There may be two ways to look at this. First of all many Democrats, including President Clinton, were clearly sold on the neocon agenda at some level. This included exaggerating the Saddam threat way beyond proportion with respect to other more serious threats that we have not adequately addressed. There is a bigger national debate that needs to occur, and those Democrats did not exactly show the level of leadership in this regard (and I think they still have not). I don't see how those Democrats can wiggle out of this conundrum.

On the other hand, the decision to throw all friendly advice out of the window and cross that line of actually invading a country with all the well discussed potential consequences can not be laid at the feet of Democrats. They were not in power, and now it seems at least many of them didn't have the details of the Niger forgery, the Joe Wilson doubts, and other data at their fingertips. I think the Clintons, Kerrys and Bidens can reasonably argue that they would not have, if they were in the decision making position, pulled the Iraq trigger.

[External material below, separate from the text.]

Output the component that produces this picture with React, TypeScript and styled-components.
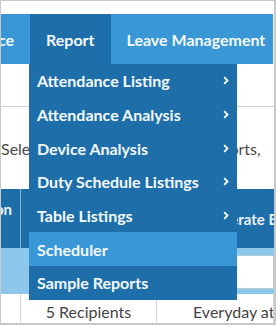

It's time for those who style themselves as progressives to finally admit that the Democrats are progressives only in comparison to the Republicans. Trading neocon for neocon-lite is not an improvement. All the Deaniacs who hoped for some sort of conversion experience for the Democratic Party into an antiwar, antimilitarist, progressive party of action better face up to reality. And those who continue to sing Rodham Clinton's praises as some sort of progressive as she solidly defends her war record (after all, can't afford to alienate New York special interests) better prepare to be disappointed.